Tuttavia, il senso di “quando la vita ti viene a trovare” diventa scoperto allorché si tocca la suprema questione della morte. “La morte immortale che elimina la vita mortale” di Lucrezio è contrapposta al “morire giorno per giorno” di Seneca. Il primo nega ogni possibilità di sussistenza oltre la morte, il secondo propende per una rinascita nella luce. Troppo semplice anche in questo caso contrapporre il materialismo lucreziano allo spiritualismo senecano.
Nel De rerum natura impressiona l’affermazione per cui la natura “è gravata da immane colpa” (tanta stat praedita culpa), in quanto non concepita per atto divino. Sembrerebbe quasi che a tale colpa faccia capo il destino della materia nel suo eterno ciclo di mutamento, tra dissoluzione e trasformazione. Per l’uomo destinato a cedere al nulla l’unica salvezza è costituita proprio dal superamento della paura della morte nella consapevolezza del suo annientamento totale. Di rimando in Seneca l’indagine razionale sulla natura è strumento per attingere ad un “qualcosa di più antico dell’universo stesso” (aliquid ipso mundo inveniat antiquius), che costituisce la matrice ultima del cosmo e, di conseguenza, dell’uomo. Per entrambi la conoscenza della natura si è rivelata la chiave per scoprire l’essenza dell’uomo nella prospettiva del suo finis. E in questo termine si ritrova tutta la polisemia latina di finis, inteso come scopo, limite e fine, elementi tutti che segnano indelebilmente la vita umana.

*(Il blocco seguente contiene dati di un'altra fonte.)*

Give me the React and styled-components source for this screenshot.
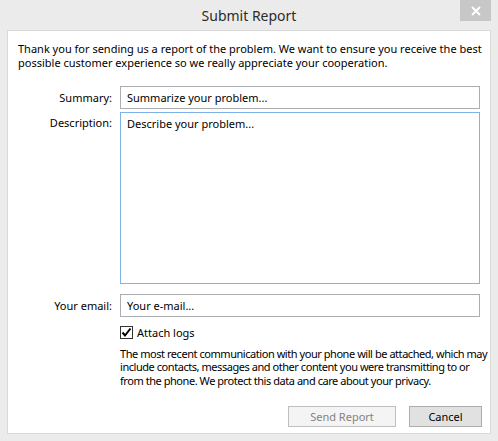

Lucrezio e Seneca ponendo queste domande in forma emblematica le ripropongono agli uomini di ogni tempo. Se per Ivano Dionigi il valore dei classici risiede nella perenne attualità di tali domande con tutti gli esisti che ancor oggi è possibile riscontrare, le questioni sollevate non possono dirsi mai risolte una volta per sempre. Non a caso, l’autore, che, oltre ad essere ordinario di Letteratura latina a Bologna, è anche presidente della Pontificia Accademia di Latinità con il mandato di preservare la lingua dei classici nella Chiesa, fa dire a Seneca in chiusa: “Mi sono trovato sulla soglia, sulla linea di confine, senza una terra totalmente mia. I tempi non mi hanno favorito: troppo in ritardo sulla vecchia religione, troppo in anticipo sulla nuova”. Riecheggia Flaubert: “Quando gli dei non c’erano più e Cristo non ancora, tra Cicerone e Marco Aurelio, c’è stato un momento unico in cui è esistito l’uomo, solo”. Nell’età evocata si collocano Lucrezio e Seneca, di scuole opposte ma dalle convergenti domande. È indubbio che il senso della vita interroghi, prima o poi, ogni uomo dotato d’intellezione. È quello il momento in cui “la vita ti viene a trovare” e, se la natura può apparire gravata da “immane colpa”, la possibilità d’intravedere “qualcosa di più antico dell’universo” è prova che l’esperienza dei classici è viatico all’uomo di ogni tempo.